QUESTION Use a line drawing outline of a human body to colour in the boundaries between the different body-part terms in your own language. How easy is it to designate clear boundaries? Are there any cases where the boundaries are unclear?

 Two interesting exceptions to the relevance of visual discontinuity in body-part naming have been noted in the recent literature. The first comes from Tidore. Here, the word yohu, translated as ‘leg’, does not actually correspond fully to that English body part, since it does not include the upper thigh. According to van Staden (2006: 327), this is explained by the fact that exposure of the upper part of the thigh is considered indecent, and it must be covered in public. It is therefore not a perceptual, but a cultural discontinuity that determines the limits of this body-part term. The second exception is the Jahai word cŋĩ ŋ, which refers to a spectacle shaped area around both eyes (Burenhult 2006: 167) – again, not an extension with any obvious visual determinant, although there may well be socio-cultural factors behind the salience of this region of the face which explain its lexicalization.

Finally, many investigators of cross-linguistic body-part terminology report widespread inconsistency among speakers of the same language about the extension of body-part terms.

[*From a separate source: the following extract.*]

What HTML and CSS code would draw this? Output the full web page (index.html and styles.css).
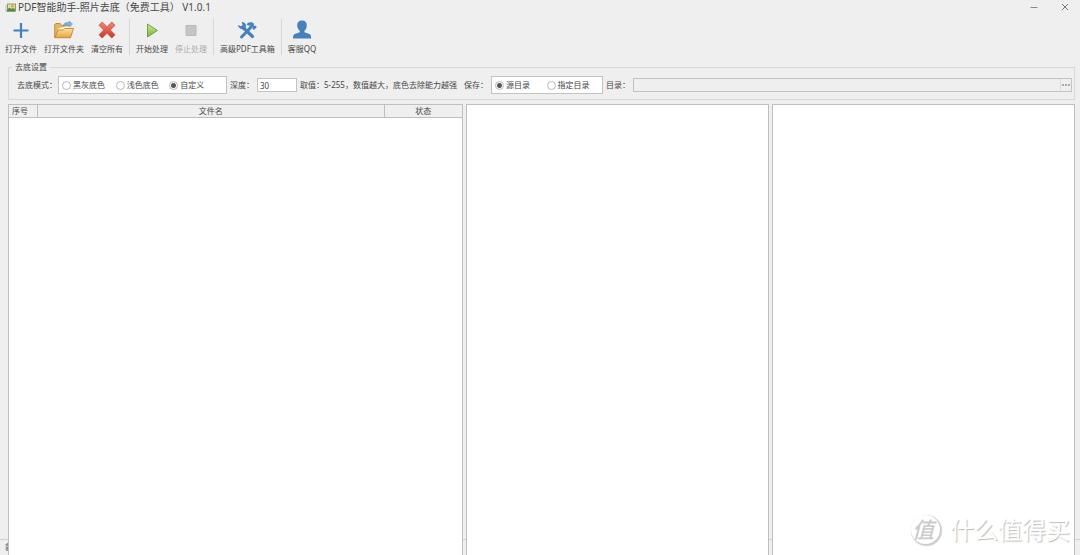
FILE: index.html
```html
<!DOCTYPE html>
<html lang="zh-CN">
<head>
<meta charset="utf-8">
<title>PDF智能助手-照片去底（免费工具） V1.0.1</title>
<link rel="stylesheet" href="styles.css">
</head>
<body>
<div class="window">
  <header class="titlebar">
    <svg class="app-icon" viewBox="0 0 11 9" aria-hidden="true">
      <path fill="#cfd6da" d="M0 2h3v6.500H0z"/><path fill="#8d9a80" d="M2 .5h9v8H2z"/>
      <path fill="#ecdca0" d="M3 1.500h7v4H3z"/><path fill="#4c8a3e" d="M1 8.500l3.500-4 2 2 1.500-1.500 2.500 3.500z"/><circle cx="7.500" cy="3.200" r="1.400" fill="#e8a52e"/>
    </svg>
    <h1 class="title">PDF智能助手-照片去底（免费工具） V1.0.1</h1>
    <button class="win-btn" type="button" aria-label="最小化"><svg viewBox="0 0 10 10"><path d="M1.500 5.500h7" stroke="#888" fill="none"/></svg></button>
    <button class="win-btn" type="button" aria-label="关闭"><svg viewBox="0 0 10 10"><path d="M2 2l6 6M8 2L2 8" stroke="#777" fill="none"/></svg></button>
  </header>

  <nav class="toolbar">
    <button class="tool" type="button">
      <svg viewBox="0 0 20 20"><path d="M10 3v15M2.500 10.500h15" stroke="#4680bd" stroke-width="2.200" fill="none"/></svg>
      <span>打开文件</span>
    </button>
    <button class="tool" type="button">
      <svg viewBox="0 0 20 20">
        <defs><linearGradient id="folder" x2="0" y2="1"><stop stop-color="#fbe1a0"/><stop offset="1" stop-color="#e8a33c"/></linearGradient></defs>
        <path d="M.7 17.500V4.500l1-1h4.500l1.500 2h8v3" fill="#eab45c" stroke="#bd7a28" stroke-width=".8"/>
        <path d="M4 8l13-3v8H4z" fill="#fdf4dc" stroke="#d7b070" stroke-width=".5"/>
        <path d="M.7 17.700L4.200 10h5l1.500-1.500h8.800L16.500 17.700z" fill="url(#folder)" stroke="#c27c22" stroke-width=".8"/>
        <path d="M9 6.500C9.500 3.200 12 2 15 2.700V1.200l3.500 2.800-3.800 3V5.300C12.500 4.700 10.700 5 9 6.500z" fill="#7db6dc" stroke="#4d8ab5" stroke-width=".5"/>
      </svg>
      <span>打开文件夹</span>
    </button>
    <button class="tool" type="button">
      <svg viewBox="0 0 20 20">
        <defs><linearGradient id="cross" x2="0" y2="1"><stop stop-color="#ee8b75"/><stop offset="1" stop-color="#cb3528"/></linearGradient></defs>
        <path d="M5.200 2L10 6.800 14.800 2 18 5.200 13.300 10l4.700 4.800-3.200 3.200L10 13.300 5.200 18 2 14.800 6.700 10 2 5.200z" fill="url(#cross)" stroke="#c95142" stroke-width=".8" stroke-linejoin="round"/>
      </svg>
      <span>清空所有</span>
    </button>
    <span class="sep"></span>
    <button class="tool" type="button">
      <svg viewBox="0 0 20 20">
        <defs><linearGradient id="play" x2="0" y2="1"><stop stop-color="#d0ea98"/><stop offset="1" stop-color="#76b530"/></linearGradient></defs>
        <path d="M5.500 4L15.500 10.500l-10 6.500z" fill="url(#play)" stroke="#77a346" stroke-linejoin="round"/>
      </svg>
      <span>开始处理</span>
    </button>
    <button class="tool" type="button" disabled>
      <svg viewBox="0 0 20 20"><path d="M5 5.500h10v10H5z" fill="#c5c5c5" stroke="#b8b8b8"/></svg>
      <span>停止处理</span>
    </button>
    <span class="sep"></span>
    <button class="tool" type="button">
      <svg viewBox="0 0 20 20">
        <path d="M6.500 8l9 8.500" fill="none" stroke="#4680bd" stroke-width="3.200" stroke-linecap="round"/>
        <path d="M4.500 17L8.500 13M11.500 9.800L14 7" fill="none" stroke="#4680bd" stroke-width="3" stroke-linecap="round"/>
        <path d="M.8 5l3.200 1.300 1.600-1.300-.8-3C8 2 9.800 4.500 8.700 7.600 6.800 10.200 1.500 9.600.8 5z" fill="#4680bd"/>
        <path d="M9.500 4.500C11.200 2 14.500 1.500 17 3.800l-.3 1.500.8.8 1.300-.3 1 1.200-2.900 3-1.300-1.200.1-1.300-2.200-2-1.500.3z" fill="#4680bd"/>
      </svg>
      <span>高级PDF工具箱</span>
    </button>
    <span class="sep"></span>
    <button class="tool" type="button">
      <svg viewBox="0 0 20 20"><path d="M10 .5c3.400 0 5 2 4.800 5-.1 2.500-1.100 4.400-2.400 5.300v1.500l5 1.800c1.300.5 1.700 1.700 1.800 4.400H1c.1-2.700.5-3.900 1.800-4.400l5-1.800v-1.500C6.500 9.900 5.300 8 5.200 5.500 5 2.500 6.600.5 10 .5z" fill="#4680bd"/></svg>
      <span>客服QQ</span>
    </button>
  </nav>

  <fieldset class="settings">
    <legend>去底设置</legend>
    <div class="settings-row">
      <span id="mode-label" class="mode-label">去底模式：</span>
      <div class="radios radios-mode" role="radiogroup" aria-labelledby="mode-label">
        <label><input type="radio" name="mode">黑灰底色</label>
        <label><input type="radio" name="mode">浅色底色</label>
        <label><input type="radio" name="mode" checked>自定义</label>
      </div>
      <label class="depth-label" for="depth">深度：</label>
      <input class="field depth" id="depth" type="text" value="30">
      <span class="hint">取值：5-255，数值越大，底色去除能力越强</span>
      <span id="save-label" class="save-label">保存：</span>
      <div class="radios radios-save" role="radiogroup" aria-labelledby="save-label">
        <label><input type="radio" name="save" checked>源目录</label>
        <label><input type="radio" name="save">指定目录</label>
      </div>
      <label class="dir-label" for="dir">目录：</label>
      <div class="path">
        <input class="path-input" id="dir" type="text" disabled>
        <button class="browse" type="button" aria-label="浏览"><svg viewBox="0 0 8 2"><path d="M0 0h2v2H0zM3 0h2v2H3zM6 0h2v2H6z" fill="#aaa"/></svg></button>
      </div>
    </div>
  </fieldset>

  <main class="panes">
    <section class="pane list-pane">
      <table class="files">
        <thead><tr><th class="col-no">序号</th><th>文件名</th><th class="col-state">状态</th></tr></thead>
      </table>
    </section>
    <section class="pane"></section>
    <section class="pane"></section>
  </main>

  <footer class="statusbar">就绪</footer>

  <div class="watermark">
    <span class="mark">值</span>
    <span class="mark-text">什么值得买</span>
  </div>
</div>
</body>
</html>
```
FILE: styles.css
```css
* { box-sizing: border-box; }

body {
  margin: 0;
  background: #efefef;
  color: #484848;
  font: 8px/12px "Noto Sans", "Noto Sans CJK SC", sans-serif;
}

button, input { font: inherit; color: inherit; }
button { padding: 0; border: 0; background: none; }
svg { display: block; }

.window {
  position: relative;
  z-index: 0;
  display: flex;
  flex-direction: column;
  height: 100vh;
  overflow: hidden;
}

.titlebar {
  display: flex;
  align-items: center;
  height: 14px;
  padding: 0 10px 0 5px;
}
.app-icon { width: 11px; height: 9px; margin-right: 2px; }
.title { flex: 1; margin: 0; font-size: 10px; font-weight: 400; line-height: 14px; }
.win-btn { width: 10px; height: 12px; margin-left: 21px; }
.win-btn svg { width: 10px; height: 10px; }

.toolbar {
  display: flex;
  gap: 7px;
  padding: 5px 5px 6px;
}
.tool {
  display: flex;
  flex-direction: column;
  align-items: center;
  gap: 3px;
  padding-top: 1px;
  white-space: nowrap;
}
.tool svg { width: 20px; height: 20px; }
.tool:disabled { color: #aaa; }
.sep { width: 1px; margin: 0 -1px; background: #d6d6d6; }

.settings {
  min-width: 0;
  margin: 0 5px 4px 8px;
  padding: 3px 2px 5px 8px;
  border: 1px solid #d8d8d8;
}
.settings legend { margin-left: -5px; padding: 0 3px; line-height: 12px; }
.settings-row { display: flex; align-items: center; white-space: nowrap; }
.mode-label { width: 41px; }
.radios {
  display: grid;
  align-items: center;
  height: 18px;
  padding-left: 3px;
  border: 1px solid #c3c3c3;
  background: #fff;
}
.radios label { display: flex; align-items: center; gap: 2px; }
.radios-mode { grid-template-columns: repeat(3, 1fr); width: 169px; padding-right: 3px; }
.radios-save { grid-template-columns: repeat(2, 1fr); width: 112px; padding-right: 4px; }
.radios input {
  appearance: none;
  width: 9px;
  height: 9px;
  margin: 0;
  border: 1px solid #b8b8b8;
  border-radius: 50%;
  background: #fff;
}
.radios input:checked { background: radial-gradient(circle, #555 2px, #fff 3px); }
.depth-label { width: 27px; margin-left: 3px; }
.field { height: 14px; padding: 0 2px; border: 1px solid #c3c3c3; background: #fff; }
.depth { width: 40px; }
.hint { width: 164px; margin-left: 3px; }
.save-label { width: 27px; }
.dir-label { width: 27px; margin-left: 3px; }
.path { display: flex; flex: 1; min-width: 0; height: 14px; border: 1px solid #c3c3c3; }
.path-input { flex: 1; min-width: 0; padding: 0 2px; border: 0; background: transparent; }
.browse { display: grid; place-items: center; width: 11px; border-left: 1px solid #dcdcdc; }
.browse svg { width: 8px; height: 2px; }

.panes {
  display: grid;
  flex: 1;
  grid-template-columns: 3fr 2fr 2fr;
  gap: 3px;
  min-height: 0;
  padding: 0 5px 0 8px;
}
.pane { border: 1px solid #bfbfbf; border-bottom: 0; background: #fff; }
.files { width: 100%; border-collapse: separate; border-spacing: 0; table-layout: fixed; }
.files th {
  height: 13px;
  padding: 0;
  border-bottom: 1px solid #bfbfbf;
  background: #efefef;
  font-weight: 400;
}
.files th + th { border-left: 1px solid #bfbfbf; }
.files .col-no { width: 28px; padding-left: 3px; text-align: left; }
.files .col-state { width: 78px; }

.statusbar {
  position: absolute;
  z-index: -1;
  right: 0;
  bottom: 0;
  left: 0;
  height: 16px;
  padding: 1px 5px;
  border-top: 1px solid #cfcfcf;
}

.watermark {
  position: absolute;
  right: 10px;
  bottom: 10px;
  display: flex;
  align-items: center;
  gap: 10px;
  font-family: "Noto Sans CJK SC", sans-serif;
  color: #fff;
}
.mark {
  width: 29px;
  height: 29px;
  padding-right: 5px;
  border-radius: 50%;
  box-shadow: 1px 1px 1px 1px #ccc;
  color: #cbcbcb;
  font-size: 22px;
  font-style: italic;
  font-weight: 500;
  line-height: 26px;
  text-align: center;
}
.mark-text { font-size: 24px; line-height: 32px; text-shadow: 1px 1px 1px #bbb; }
```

For example, speakers of Lavukaleve (East Papuan; Solomon Islands) were divided over whether the word vatu ‘head’ also includes the meaning ‘face’ (Terrill 2006: 3070). This uncertainty may partly be a product of the body-colouring task, the unfamiliarity of which may induce a higher level of self-consciousness and hence hesitation than spontaneous, unmonitored language use. But it might also indicate that it is wrong in many cases to imagine that body part terms have a single fixed, circumscribed meaning in a language community: both within and between speakers, there may be considerable variation in the extensions of terms in this semantic domain. It would be a mistake here, as in most other areas in semantics, to imagine that everything is cut and dried.